§ **Stored data**:
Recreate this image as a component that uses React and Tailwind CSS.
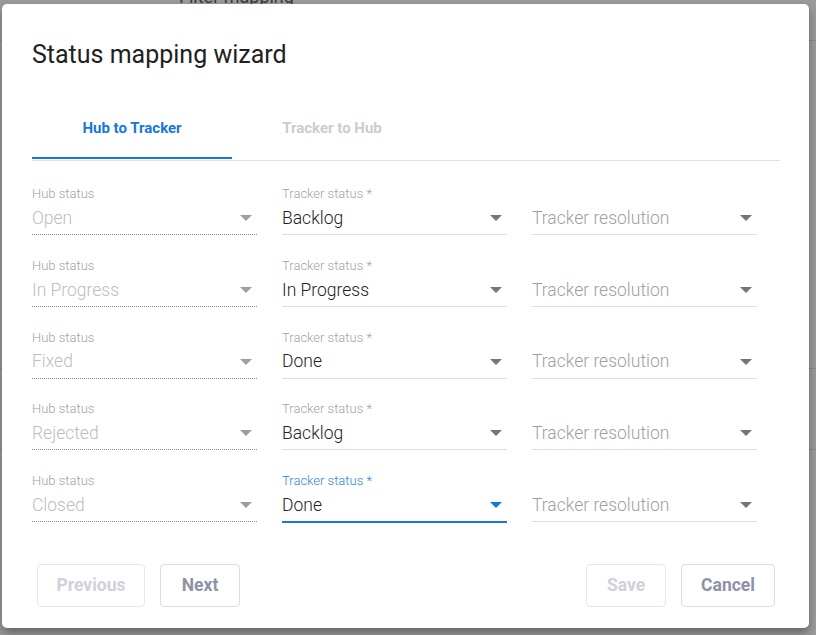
const rows = [
  { hub: "Open", tracker: "Backlog" },
  { hub: "In Progress", tracker: "In Progress" },
  { hub: "Fixed", tracker: "Done" },
  { hub: "Rejected", tracker: "Backlog" },
  { hub: "Closed", tracker: "Done", focused: true },
];

function Caret({ color }) {
  return (
    <svg width="12" height="6" viewBox="0 0 12 6" className="shrink-0">
      <polygon points="0,0 12,0 6,6" fill={color} />
    </svg>
  );
}

function Field({ label, value, kind }) {
  const labelColor = kind === "focused" ? "text-[#2b86e3]" : "text-[#a3a3a3]";
  const valueColor =
    kind === "disabled" ? "text-[#bdbdbd]" : kind === "placeholder" ? "text-[#9e9e9e]" : "text-[#222222]";
  const line =
    kind === "disabled"
      ? "h-[33px] border-b border-dotted border-[#8a8a8a]"
      : kind === "focused"
      ? "h-[34px] border-b-2 border-[#1677e0]"
      : "h-[33px] border-b border-[#dedede]";
  const caret = kind === "focused" ? "#1677e0" : kind === "disabled" ? "#9e9e9e" : "#757575";

  return (
    <div className="flex flex-col w-[225px]">
      <div className={`h-[16px] leading-[16px] text-[13px] font-light ${labelColor}`}>{label}</div>
      <div className={`flex items-center justify-between pr-[5px] ${line}`}>
        <span className={`text-[17.5px] font-light ${valueColor}`}>{value}</span>
        <Caret color={caret} />
      </div>
    </div>
  );
}

export default function App() {
  return (
    <div
      className="relative h-[635px] w-full overflow-hidden bg-[#9b9b9b] pt-[4px] pl-[2px]"
      style={{ fontFamily: "Roboto, 'Noto Sans', sans-serif" }}
    >
      {/* page underneath the overlay */}
      <div className="absolute left-[179px] top-[-12px] text-[18px] leading-[18px] text-[#3c3c3c]">Filter mapping</div>
      <div className="absolute left-0 right-0 top-[40px] h-px bg-[#8a8a8a]" />
      <div className="absolute left-0 right-0 top-[368px] h-px bg-[#888888]" />
      <div className="absolute left-0 right-0 top-[449px] h-px bg-[#888888]" />

      <div className="relative flex flex-col w-[807px] h-[624px] bg-white rounded-[5px] shadow-[0_5px_10px_rgba(0,0,0,0.35)] pt-[35px]">
        <h1 className="px-[30px] text-[25px] leading-[32px] font-normal text-[#212121]">Status mapping wizard</h1>

        <div className="mx-[30px] mt-[27px] flex border-b border-[#e0e0e0] w-[748px]">
          <div className="flex flex-col w-[200px]">
            <div className="h-[59px] pt-[2px] flex items-center justify-center text-[15px] font-bold text-[#1677e0]">
              Hub to Tracker
            </div>
            <div className="h-[2px] bg-[#1677e0]" />
            <div className="h-px" />
          </div>
          <div className="flex flex-col w-[200px]">
            <div className="h-[59px] pt-[2px] flex items-center justify-center text-[15px] font-bold text-[#cccccc]">
              Tracker to Hub
            </div>
          </div>
        </div>

        <div className="mx-[30px] mt-[25px] grid grid-cols-[225px_225px_225px] gap-x-[25px] gap-y-[22.75px]">
          {rows.map((r, i) => (
            <div key={i} className="contents">
              <Field label="Hub status" value={r.hub} kind="disabled" />
              <Field label="Tracker status *" value={r.tracker} kind={r.focused ? "focused" : "normal"} />
              <Field label="" value="Tracker resolution" kind="placeholder" />
            </div>
          ))}
        </div>

        <div className="mt-[41px] pl-[35px] pr-[34px] flex items-center justify-between">
          <div className="flex gap-[15px]">
            <button className="h-[43px] w-[108px] rounded-[4px] border border-[#e6e6ec] text-[17.5px] font-bold text-[#d0d1dc]">
              Previous
            </button>
            <button className="h-[43px] w-[80px] rounded-[4px] border border-[#dcdce4] text-[17.5px] font-bold text-[#8f91a7]">
              Next
            </button>
          </div>
          <div className="flex gap-[15px]">
            <button className="h-[43px] w-[80px] rounded-[4px] border border-[#e6e6ec] text-[17.5px] font-bold text-[#d0d1dc]">
              Save
            </button>
            <button className="h-[43px] w-[94px] rounded-[4px] border border-[#dcdce4] text-[17.5px] font-bold text-[#8f91a7]">
              Cancel
            </button>
          </div>
        </div>
      </div>
    </div>
  );
}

§ **The request**:
Restate only the lines running from the start of the material above through the line containing "left-0 right-0 top-[449px]", ends included. No pictures.

§ **Exercise response**:
Recreate this image as a component that uses React and Tailwind CSS.
const rows = [
  { hub: "Open", tracker: "Backlog" },
  { hub: "In Progress", tracker: "In Progress" },
  { hub: "Fixed", tracker: "Done" },
  { hub: "Rejected", tracker: "Backlog" },
  { hub: "Closed", tracker: "Done", focused: true },
];

function Caret({ color }) {
  return (
    <svg width="12" height="6" viewBox="0 0 12 6" className="shrink-0">
      <polygon points="0,0 12,0 6,6" fill={color} />
    </svg>
  );
}

function Field({ label, value, kind }) {
  const labelColor = kind === "focused" ? "text-[#2b86e3]" : "text-[#a3a3a3]";
  const valueColor =
    kind === "disabled" ? "text-[#bdbdbd]" : kind === "placeholder" ? "text-[#9e9e9e]" : "text-[#222222]";
  const line =
    kind === "disabled"
      ? "h-[33px] border-b border-dotted border-[#8a8a8a]"
      : kind === "focused"
      ? "h-[34px] border-b-2 border-[#1677e0]"
      : "h-[33px] border-b border-[#dedede]";
  const caret = kind === "focused" ? "#1677e0" : kind === "disabled" ? "#9e9e9e" : "#757575";

  return (
    <div className="flex flex-col w-[225px]">
      <div className={`h-[16px] leading-[16px] text-[13px] font-light ${labelColor}`}>{label}</div>
      <div className={`flex items-center justify-between pr-[5px] ${line}`}>
        <span className={`text-[17.5px] font-light ${valueColor}`}>{value}</span>
        <Caret color={caret} />
      </div>
    </div>
  );
}

export default function App() {
  return (
    <div
      className="relative h-[635px] w-full overflow-hidden bg-[#9b9b9b] pt-[4px] pl-[2px]"
      style={{ fontFamily: "Roboto, 'Noto Sans', sans-serif" }}
    >
      {/* page underneath the overlay */}
      <div className="absolute left-[179px] top-[-12px] text-[18px] leading-[18px] text-[#3c3c3c]">Filter mapping</div>
      <div className="absolute left-0 right-0 top-[40px] h-px bg-[#8a8a8a]" />
      <div className="absolute left-0 right-0 top-[368px] h-px bg-[#888888]" />
      <div className="absolute left-0 right-0 top-[449px] h-px bg-[#888888]" />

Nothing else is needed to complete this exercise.